Monday, June 26, 2006
'Kens' to rule City Regions?
I've always been a fan of devolving power from the centre and not just to Cardiff, Belfast and Edinburgh. The evils of centralisation, amongst other things, were graphically described by Simon Jenkins yesterday and I well remember a Swedish friend, a local councillor in Uppsala, extolling the exciting benefits of their recent devolution to localities. So I'm pleased to read of Ruth Kelly's anticipated speech today (foreshadowing a white paper in the autumn) in which she envisages mayors running 'city regions of England with powers matching those of the Mayor of London'.
The eight centres of such mayoral control are slated to be Birmingham, Manchester, Bristol, Leeds, Liverpoool, Newcastle, Nottingham and Sheffield and possible powers would include: transport(which would make a lot of sense), employment, innovation, creativity and culture(whatever that means) plus sustainable and cohesive communities (ditto). Such a development would bring us alongside most European countries in terms of devolved power where 'strong accountable leaders are a powerful tool if areas are to create strong economic growth'. If nothing else, such an idea reveals that the desperate control freakery exhibited by Blair in trying to frustrate Livingstone's candidacy for the mayoralty, has now been completely abandoned. Ken seems to have traversed the distance between pariah and future role model with remarkable consistency and aplomb.
However, to further reorganise the vexed area of sub-national government is not going to be easy.
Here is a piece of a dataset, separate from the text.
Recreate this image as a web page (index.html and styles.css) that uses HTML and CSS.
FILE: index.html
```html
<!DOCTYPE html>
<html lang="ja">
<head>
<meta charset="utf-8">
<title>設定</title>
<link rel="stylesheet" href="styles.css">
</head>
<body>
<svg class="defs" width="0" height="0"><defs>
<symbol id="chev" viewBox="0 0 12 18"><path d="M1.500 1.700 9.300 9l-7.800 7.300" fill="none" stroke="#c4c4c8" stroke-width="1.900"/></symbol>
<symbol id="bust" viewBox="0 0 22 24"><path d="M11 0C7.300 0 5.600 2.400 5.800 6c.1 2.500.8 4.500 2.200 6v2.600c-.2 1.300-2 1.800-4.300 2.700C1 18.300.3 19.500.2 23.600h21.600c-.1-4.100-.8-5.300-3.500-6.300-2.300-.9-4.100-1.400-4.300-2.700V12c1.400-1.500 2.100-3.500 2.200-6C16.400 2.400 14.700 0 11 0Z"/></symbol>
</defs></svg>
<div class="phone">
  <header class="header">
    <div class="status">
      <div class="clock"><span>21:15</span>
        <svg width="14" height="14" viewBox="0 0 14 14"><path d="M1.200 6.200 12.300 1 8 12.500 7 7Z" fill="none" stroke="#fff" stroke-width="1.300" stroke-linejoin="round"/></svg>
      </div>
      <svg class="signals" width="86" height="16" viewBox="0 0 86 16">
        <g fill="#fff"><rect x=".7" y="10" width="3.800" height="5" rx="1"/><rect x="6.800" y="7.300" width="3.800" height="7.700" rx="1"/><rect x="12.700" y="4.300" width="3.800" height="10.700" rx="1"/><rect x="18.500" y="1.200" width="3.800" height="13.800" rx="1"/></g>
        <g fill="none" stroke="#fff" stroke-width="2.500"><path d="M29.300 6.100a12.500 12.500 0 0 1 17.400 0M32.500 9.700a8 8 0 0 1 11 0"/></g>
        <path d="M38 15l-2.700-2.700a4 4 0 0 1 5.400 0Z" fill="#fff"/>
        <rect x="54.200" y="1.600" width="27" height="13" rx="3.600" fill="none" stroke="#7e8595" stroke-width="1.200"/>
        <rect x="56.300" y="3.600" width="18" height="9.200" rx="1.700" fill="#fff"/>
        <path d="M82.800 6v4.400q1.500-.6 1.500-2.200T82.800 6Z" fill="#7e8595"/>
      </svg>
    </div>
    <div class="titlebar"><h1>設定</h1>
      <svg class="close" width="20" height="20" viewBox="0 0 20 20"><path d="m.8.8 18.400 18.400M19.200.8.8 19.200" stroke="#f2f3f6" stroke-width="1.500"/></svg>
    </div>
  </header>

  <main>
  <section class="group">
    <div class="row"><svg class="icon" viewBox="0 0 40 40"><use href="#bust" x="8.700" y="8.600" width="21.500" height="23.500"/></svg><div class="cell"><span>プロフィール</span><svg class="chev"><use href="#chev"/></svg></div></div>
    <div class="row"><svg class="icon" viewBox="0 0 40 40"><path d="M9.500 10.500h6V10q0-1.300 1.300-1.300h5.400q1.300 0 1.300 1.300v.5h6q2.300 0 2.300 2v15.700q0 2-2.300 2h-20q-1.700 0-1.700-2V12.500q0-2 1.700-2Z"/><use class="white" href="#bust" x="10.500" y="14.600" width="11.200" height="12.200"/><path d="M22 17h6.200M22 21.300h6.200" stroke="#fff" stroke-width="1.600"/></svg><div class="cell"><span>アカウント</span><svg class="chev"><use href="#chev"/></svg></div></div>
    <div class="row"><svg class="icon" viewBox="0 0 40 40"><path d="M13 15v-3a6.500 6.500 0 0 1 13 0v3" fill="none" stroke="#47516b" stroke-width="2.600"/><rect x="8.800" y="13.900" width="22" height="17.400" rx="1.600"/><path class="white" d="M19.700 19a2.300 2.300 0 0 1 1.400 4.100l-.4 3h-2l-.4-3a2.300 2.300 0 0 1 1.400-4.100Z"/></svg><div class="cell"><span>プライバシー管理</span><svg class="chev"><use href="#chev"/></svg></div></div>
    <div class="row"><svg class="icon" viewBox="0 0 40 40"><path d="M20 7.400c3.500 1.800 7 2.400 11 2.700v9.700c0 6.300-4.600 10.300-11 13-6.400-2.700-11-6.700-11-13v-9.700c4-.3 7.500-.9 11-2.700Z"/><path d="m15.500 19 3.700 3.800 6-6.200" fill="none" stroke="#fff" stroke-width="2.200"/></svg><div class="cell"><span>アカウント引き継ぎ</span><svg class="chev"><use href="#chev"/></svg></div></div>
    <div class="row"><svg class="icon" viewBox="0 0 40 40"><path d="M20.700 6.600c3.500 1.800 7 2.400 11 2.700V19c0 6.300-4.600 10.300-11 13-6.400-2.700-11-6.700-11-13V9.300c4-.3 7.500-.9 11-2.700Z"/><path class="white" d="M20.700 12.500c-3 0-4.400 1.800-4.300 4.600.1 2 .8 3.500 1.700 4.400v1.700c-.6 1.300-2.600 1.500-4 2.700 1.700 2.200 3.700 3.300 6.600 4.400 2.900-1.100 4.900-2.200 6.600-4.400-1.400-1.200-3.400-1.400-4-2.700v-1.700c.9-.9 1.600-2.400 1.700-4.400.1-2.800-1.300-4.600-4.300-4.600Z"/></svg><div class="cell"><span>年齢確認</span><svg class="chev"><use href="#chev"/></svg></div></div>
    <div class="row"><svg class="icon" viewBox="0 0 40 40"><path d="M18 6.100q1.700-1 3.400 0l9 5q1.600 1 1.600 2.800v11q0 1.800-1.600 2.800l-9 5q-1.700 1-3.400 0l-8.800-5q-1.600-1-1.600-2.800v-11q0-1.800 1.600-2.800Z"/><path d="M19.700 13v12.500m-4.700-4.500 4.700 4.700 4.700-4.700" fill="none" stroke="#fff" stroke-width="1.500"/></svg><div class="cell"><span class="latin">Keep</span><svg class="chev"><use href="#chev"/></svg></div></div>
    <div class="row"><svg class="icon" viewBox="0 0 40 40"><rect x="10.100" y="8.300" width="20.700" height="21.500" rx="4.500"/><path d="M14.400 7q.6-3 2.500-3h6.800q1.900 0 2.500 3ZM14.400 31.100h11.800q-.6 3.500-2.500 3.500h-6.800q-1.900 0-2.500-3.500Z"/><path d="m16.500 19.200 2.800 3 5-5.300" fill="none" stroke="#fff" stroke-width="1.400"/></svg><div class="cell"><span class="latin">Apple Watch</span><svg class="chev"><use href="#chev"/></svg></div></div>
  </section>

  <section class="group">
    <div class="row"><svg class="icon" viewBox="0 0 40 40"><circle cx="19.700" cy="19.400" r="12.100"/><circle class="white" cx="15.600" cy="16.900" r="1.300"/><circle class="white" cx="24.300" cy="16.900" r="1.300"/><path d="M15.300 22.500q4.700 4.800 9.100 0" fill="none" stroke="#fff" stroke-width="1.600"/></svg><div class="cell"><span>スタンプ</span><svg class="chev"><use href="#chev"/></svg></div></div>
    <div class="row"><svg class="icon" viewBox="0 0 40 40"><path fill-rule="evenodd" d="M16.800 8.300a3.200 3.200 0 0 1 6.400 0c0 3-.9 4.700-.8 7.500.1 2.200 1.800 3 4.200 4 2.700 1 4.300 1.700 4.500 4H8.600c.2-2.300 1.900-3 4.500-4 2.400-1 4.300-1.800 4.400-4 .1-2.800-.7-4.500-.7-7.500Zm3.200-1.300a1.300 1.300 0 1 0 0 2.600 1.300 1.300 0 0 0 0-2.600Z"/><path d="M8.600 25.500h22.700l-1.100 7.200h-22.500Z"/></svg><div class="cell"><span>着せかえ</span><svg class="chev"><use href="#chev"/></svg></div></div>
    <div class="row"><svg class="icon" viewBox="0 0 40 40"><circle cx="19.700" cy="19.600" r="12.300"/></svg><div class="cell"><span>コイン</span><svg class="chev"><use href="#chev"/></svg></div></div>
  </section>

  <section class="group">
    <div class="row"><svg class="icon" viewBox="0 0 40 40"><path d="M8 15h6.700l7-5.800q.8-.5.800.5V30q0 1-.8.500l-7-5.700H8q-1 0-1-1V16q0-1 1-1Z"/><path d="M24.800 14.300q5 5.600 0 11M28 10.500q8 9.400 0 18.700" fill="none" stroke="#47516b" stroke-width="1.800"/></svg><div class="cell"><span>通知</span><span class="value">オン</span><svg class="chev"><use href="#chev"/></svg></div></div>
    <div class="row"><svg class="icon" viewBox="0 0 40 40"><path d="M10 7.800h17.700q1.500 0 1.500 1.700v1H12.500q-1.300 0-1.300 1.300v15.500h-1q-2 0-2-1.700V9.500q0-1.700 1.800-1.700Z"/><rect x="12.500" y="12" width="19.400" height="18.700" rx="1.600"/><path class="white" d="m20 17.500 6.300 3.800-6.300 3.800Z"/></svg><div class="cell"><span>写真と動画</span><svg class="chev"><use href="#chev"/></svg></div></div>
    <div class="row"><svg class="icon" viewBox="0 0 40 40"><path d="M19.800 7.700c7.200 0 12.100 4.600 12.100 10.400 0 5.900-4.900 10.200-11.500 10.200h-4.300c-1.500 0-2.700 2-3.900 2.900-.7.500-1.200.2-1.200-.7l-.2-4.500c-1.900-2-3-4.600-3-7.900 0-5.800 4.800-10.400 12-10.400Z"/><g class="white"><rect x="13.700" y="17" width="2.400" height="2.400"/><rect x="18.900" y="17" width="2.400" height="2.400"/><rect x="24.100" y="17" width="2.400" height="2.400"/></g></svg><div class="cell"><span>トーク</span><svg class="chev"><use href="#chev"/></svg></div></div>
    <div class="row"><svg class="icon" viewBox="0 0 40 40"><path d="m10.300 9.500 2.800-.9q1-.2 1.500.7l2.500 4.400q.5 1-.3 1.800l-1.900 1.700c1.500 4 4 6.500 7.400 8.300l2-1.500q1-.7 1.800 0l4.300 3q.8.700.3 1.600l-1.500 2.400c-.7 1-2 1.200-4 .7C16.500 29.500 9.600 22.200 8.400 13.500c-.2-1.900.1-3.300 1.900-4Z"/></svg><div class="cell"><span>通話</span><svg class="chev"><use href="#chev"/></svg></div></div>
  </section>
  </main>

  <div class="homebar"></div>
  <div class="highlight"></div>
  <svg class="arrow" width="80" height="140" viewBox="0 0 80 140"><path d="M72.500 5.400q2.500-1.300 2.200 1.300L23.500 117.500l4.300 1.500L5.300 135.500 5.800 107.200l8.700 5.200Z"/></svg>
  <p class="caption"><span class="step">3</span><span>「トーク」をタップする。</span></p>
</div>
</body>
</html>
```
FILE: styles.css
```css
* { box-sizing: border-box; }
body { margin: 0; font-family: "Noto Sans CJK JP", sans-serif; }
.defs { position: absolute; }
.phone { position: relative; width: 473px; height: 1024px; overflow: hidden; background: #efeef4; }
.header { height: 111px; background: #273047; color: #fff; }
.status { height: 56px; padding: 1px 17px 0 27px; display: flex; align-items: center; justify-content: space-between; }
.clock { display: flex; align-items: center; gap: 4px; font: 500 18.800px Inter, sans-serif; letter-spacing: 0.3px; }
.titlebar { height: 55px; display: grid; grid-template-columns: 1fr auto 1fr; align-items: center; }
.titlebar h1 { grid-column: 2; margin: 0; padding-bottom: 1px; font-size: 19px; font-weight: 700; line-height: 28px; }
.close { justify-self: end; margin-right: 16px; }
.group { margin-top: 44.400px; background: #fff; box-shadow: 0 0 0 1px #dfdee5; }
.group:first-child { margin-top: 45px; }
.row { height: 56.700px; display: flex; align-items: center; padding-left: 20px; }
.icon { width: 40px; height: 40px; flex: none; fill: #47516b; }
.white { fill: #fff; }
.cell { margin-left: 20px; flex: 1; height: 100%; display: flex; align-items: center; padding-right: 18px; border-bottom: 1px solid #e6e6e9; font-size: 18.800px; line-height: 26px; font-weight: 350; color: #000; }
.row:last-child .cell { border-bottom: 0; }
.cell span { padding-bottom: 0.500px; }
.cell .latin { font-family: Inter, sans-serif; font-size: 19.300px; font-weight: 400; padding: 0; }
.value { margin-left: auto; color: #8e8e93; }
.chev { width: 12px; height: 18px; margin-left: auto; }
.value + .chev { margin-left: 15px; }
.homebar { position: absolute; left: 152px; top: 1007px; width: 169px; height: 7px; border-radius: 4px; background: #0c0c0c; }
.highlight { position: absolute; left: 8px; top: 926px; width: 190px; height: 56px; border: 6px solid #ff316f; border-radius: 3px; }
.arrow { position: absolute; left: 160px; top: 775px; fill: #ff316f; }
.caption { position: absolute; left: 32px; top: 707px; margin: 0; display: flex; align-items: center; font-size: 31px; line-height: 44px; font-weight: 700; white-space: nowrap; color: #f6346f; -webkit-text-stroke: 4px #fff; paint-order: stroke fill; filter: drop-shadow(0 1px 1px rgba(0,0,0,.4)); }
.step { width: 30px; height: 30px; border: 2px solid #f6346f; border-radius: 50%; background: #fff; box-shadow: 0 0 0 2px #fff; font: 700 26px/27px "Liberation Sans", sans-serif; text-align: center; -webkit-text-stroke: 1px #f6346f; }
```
The hurdles Mrs Kelly will have to clear include:
i) the vested interests of existing authorities- all with their strong connections to national parties.
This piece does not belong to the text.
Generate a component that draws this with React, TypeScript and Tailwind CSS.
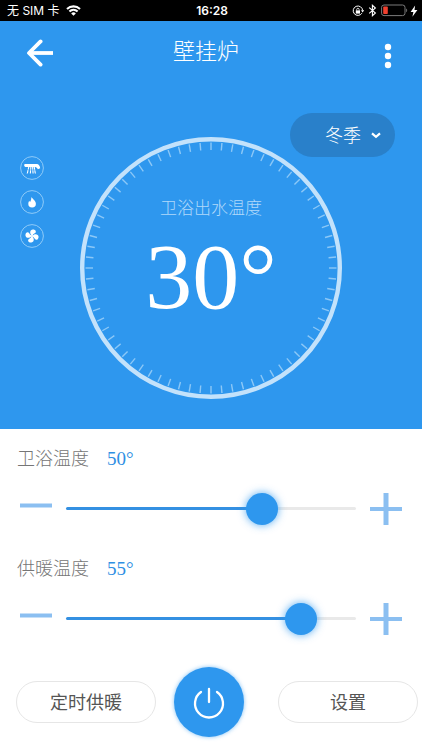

ii) the fact that only a handful of cities decided to hold referendums on elected city mayors with even fewer deciding to adopt such a system.
iii) the dubious degree of support for such change, witness the sad, wholly defeated proposal for a regional assembly in the north-east.
Finally, so time consuming is the process of changing the rules of the game that it could be Ruth Kelly is not the minister managing such changes... nor, even, Labour the party initiating them.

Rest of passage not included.